Free
Message: Geez, I wish we could focus on Silver - Read This

Geez, I wish we could focus on Silver - Read This

posted on Mar 23, 2009 12:54PM

How to Profit from the Upcoming Short Squeeze in Silver by Jason Hamlin from the "Gold Stock Bull" website.

3/22/09 Clarification on Gold/Silver Ratio: In 1792, the gold/silver ratio was fixed by law in the United States at 1:15, which meant that one troy ounce of gold would buy 15 ounces of silver; a ratio of 1:15.5 was enacted in France in 1803. The average gold/silver ratio during the 20th century, however, was 1:47. The ratio dipped below 1:20 during the last major spike in precious metals in 1979. Thank you to Cliff in Perth for pointing this out as my saying “Historically, the ratio averages closer to 15″ could have been misleading.

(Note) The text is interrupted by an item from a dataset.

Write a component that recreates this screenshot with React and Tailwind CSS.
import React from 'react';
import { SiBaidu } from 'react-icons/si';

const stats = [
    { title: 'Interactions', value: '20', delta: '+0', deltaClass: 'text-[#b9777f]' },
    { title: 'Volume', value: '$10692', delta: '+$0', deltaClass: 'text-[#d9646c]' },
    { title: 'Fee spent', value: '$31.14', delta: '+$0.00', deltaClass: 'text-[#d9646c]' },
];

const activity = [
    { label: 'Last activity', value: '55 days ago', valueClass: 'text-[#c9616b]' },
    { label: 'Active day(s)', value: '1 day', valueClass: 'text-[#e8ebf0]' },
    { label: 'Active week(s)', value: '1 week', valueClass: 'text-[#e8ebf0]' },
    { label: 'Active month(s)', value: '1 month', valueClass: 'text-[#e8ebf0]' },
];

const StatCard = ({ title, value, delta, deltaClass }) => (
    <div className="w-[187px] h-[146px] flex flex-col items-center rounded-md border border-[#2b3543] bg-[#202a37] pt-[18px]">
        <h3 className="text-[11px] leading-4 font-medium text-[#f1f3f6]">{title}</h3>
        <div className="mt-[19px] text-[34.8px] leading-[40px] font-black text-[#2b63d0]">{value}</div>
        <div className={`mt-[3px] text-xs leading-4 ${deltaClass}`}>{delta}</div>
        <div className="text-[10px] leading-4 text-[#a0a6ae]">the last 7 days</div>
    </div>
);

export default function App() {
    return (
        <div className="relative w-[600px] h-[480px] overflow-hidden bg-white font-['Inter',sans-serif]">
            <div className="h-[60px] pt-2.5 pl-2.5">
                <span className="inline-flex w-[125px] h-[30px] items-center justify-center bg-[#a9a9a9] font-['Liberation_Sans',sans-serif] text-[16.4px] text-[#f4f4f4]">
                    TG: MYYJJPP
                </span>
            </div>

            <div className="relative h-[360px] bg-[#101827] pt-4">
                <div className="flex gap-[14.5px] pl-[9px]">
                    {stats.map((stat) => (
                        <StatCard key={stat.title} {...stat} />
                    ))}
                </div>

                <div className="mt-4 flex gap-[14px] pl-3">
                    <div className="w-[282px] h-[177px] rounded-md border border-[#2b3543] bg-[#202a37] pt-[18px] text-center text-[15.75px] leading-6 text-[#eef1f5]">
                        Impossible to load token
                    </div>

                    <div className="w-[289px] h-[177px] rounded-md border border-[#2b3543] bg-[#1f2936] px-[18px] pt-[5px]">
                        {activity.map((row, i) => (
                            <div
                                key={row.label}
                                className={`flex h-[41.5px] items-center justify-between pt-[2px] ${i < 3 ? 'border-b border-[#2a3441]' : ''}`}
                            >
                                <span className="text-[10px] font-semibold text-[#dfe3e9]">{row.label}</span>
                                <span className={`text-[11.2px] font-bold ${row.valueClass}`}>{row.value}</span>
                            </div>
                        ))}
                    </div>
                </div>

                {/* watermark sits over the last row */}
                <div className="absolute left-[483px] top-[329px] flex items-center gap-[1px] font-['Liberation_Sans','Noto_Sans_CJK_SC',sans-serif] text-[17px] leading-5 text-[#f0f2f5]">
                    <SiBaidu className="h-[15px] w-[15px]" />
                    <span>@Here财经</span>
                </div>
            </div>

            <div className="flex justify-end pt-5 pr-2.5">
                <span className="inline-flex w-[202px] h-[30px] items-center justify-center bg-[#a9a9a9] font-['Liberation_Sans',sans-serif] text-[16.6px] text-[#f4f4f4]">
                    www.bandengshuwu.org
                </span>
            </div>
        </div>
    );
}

Silver chat rooms are ablaze with talk of a short squeeze that will send the price of silver back above $20 in short order. I believe it is only a matter of time and not so much a question of if, but when it will occur. The price of silver is far below fundamental supply/demand would dictate and there are plenty of signs of manipulation taking place. But whether you agree with the manipulation argument or not, it is easy to see that the current gold/silver ratio is way out of whack at 72. Historically, the ratio averages closer to 15 and even further from the current ratio is the production ratio around 9 and the geological ratio around 7.

What does it all mean? One reasonable assumption would be that the silver price has some catching up to do in order to return to its equilibrium or more natural price relationship to gold. Using the most conservative of estimates, the price of silver should be fetching around $60 per ounce! Even if you believe the price of gold is overvalued and should be closer to $750, that still gives us a silver price of $50. Any way that you look at it, silver is way undervalued versus gold.

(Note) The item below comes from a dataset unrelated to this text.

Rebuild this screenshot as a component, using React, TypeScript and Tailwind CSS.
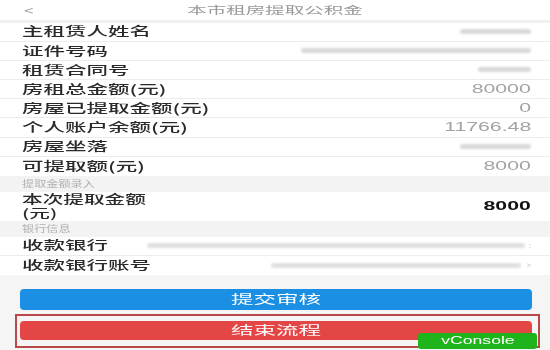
import React from 'react';

const font = { fontFamily: '"Noto Sans CJK SC", "Noto Sans", sans-serif' };

function Bar({ w, className = '' }: { w: string; className?: string }) {
  return <div className={`h-[5px] rounded-full bg-[#d9d9d9] blur-[1px] ${w} ${className}`} />;
}

function Row({ label, children, last }: { label: string; children?: React.ReactNode; last?: boolean }) {
  return (
    <div className={`flex h-[19.2px] items-center justify-between bg-white pl-[22px] pr-[19px] ${last ? '' : 'border-b border-[#ececec]'}`}>
      <span className="inline-block origin-left scale-x-[1.72] text-[12.5px] leading-none font-medium text-[#2a2a2a]">{label}</span>
      {children}
    </div>
  );
}

function Val({ v, dark }: { v: string; dark?: boolean }) {
  return (
    <span
      className={`inline-block origin-right scale-x-[1.7] text-[12.5px] leading-none ${dark ? 'font-bold text-[#111]' : 'text-[#a3a3a3]'}`}
      style={{ fontFamily: '"Liberation Sans", sans-serif' }}
    >
      {v}
    </span>
  );
}

function Section({ title }: { title: string }) {
  return (
    <div className="flex h-[15.6px] items-center bg-[#f3f3f3] pl-[22px]">
      <span className="inline-block origin-left scale-x-[1.35] text-[9px] leading-none text-[#b0b0b0]">{title}</span>
    </div>
  );
}

export default function App() {
  return (
    <div className="h-[350px] w-[550px] overflow-hidden bg-[#f5f5f5]" style={font}>
      {/* header */}
      <div className="flex h-[20px] items-center bg-white pl-[26px]">
        <span className="inline-block w-[10px] scale-x-[1.4] text-[12px] leading-none text-[#a0a0a0]">&lt;</span>
        <div className="flex flex-1 justify-center pr-[36px]">
          <span className="inline-block scale-x-[1.95] text-[10px] leading-none text-[#999]">本市租房提取公积金</span>
        </div>
      </div>
      <div className="h-[2.5px] bg-[#f0f0f0]" />

      <Row label="主租赁人姓名"><Bar w="w-[71px]" /></Row>
      <Row label="证件号码"><Bar w="w-[230px]" className="h-[4px]" /></Row>
      <Row label="租赁合同号"><Bar w="w-[53px]" /></Row>
      <Row label="房租总金额(元)"><Val v="80000" /></Row>
      <Row label="房屋已提取金额(元)"><Val v="0" /></Row>
      <Row label="个人账户余额(元)"><Val v="11766.48" /></Row>
      <Row label="房屋坐落"><Bar w="w-[71px]" /></Row>
      <Row label="可提取额(元)" last><Val v="8000" /></Row>

      <Section title="提取金额录入" />
      <div className="flex h-[29.4px] items-center justify-between bg-white pl-[22px] pr-[19px]">
        <div className="flex flex-col">
          <span className="inline-block origin-left scale-x-[1.72] text-[12px] leading-[14px] font-medium text-[#2a2a2a]">本次提取金额</span>
          <span className="inline-block origin-left scale-x-[1.72] text-[12px] leading-[14px] font-medium text-[#2a2a2a]">(元)</span>
        </div>
        <Val v="8000" dark />
      </div>

      <Section title="银行信息" />
      <Row label="收款银行">
        <div className="flex items-center gap-[4px]">
          <Bar w="w-[378px]" className="h-[4px] bg-[#e0e0e0]" />
          <span className="text-[7px] leading-none text-[#c4c4c4]">:</span>
        </div>
      </Row>
      <Row label="收款银行账号" last>
        <div className="flex items-center gap-[6px]">
          <Bar w="w-[250px]" className="h-[4px] bg-[#e0e0e0]" />
          <span className="text-[8px] leading-none text-[#c0c0c0]">&gt;</span>
        </div>
      </Row>

      {/* buttons */}
      <div className="flex flex-col px-[20px] pt-[14px]">
        <div className="flex h-[21px] w-[512px] items-center justify-center rounded-[4px] bg-[#1a8fe3]">
          <span className="inline-block scale-x-[1.8] text-[12.5px] leading-none text-white">提交审核</span>
        </div>
        <div className="relative -ml-[5px] mt-[4px] h-[34px] w-[525px] border-2 border-[#b94848] px-[3px] pt-[5px]">
          <div className="flex h-[19.5px] w-[512px] items-center justify-center rounded-[4px] bg-[#e44646]">
            <span className="inline-block scale-x-[1.8] text-[12.5px] leading-none text-white">结束流程</span>
          </div>
          <div className="absolute left-[401px] top-[17px] flex h-[16px] w-[119px] items-center justify-center rounded-[3px] bg-[#1fb41c]">
            <span
              className="inline-block scale-x-[1.6] text-[11px] leading-none text-white"
              style={{ fontFamily: '"Liberation Sans", sans-serif' }}
            >
              vConsole
            </span>
          </div>
        </div>
      </div>
    </div>
  );
}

These abnormalities are typically caused by some form of artificial interference and always have a way of working their way out and returning to levels dictated by free market economic forces. From the current price of $12.71, silver would enjoy a 372% price increase to reach $60. While this sounds a bit far-fetched, it could happen more rapidly than you can imagine. Paper short positions in silver (up to 800 million ounces) are several times larger than all of the annual physical investor demand for silver (50-100 million ounces). And the majority of these paper shorts are held by only a few investment banks, with JP Morgan being the principal culprit. So, if investors start to demand delivery and paper shorts scramble to cover, $60 silver is suddenly not such a far-fetched theory

Another bullish indicator for silver is the current backwardation that has been running for nearly 40 days. That means that the price for immediate delivery has been consistently higher than the price for future delivery. Gold and silver occasionally slip into backwardation, but rarely for this long. Two articles referenced in the following paragraphs provide more information on backwardation and why it is bullish for precious metal prices.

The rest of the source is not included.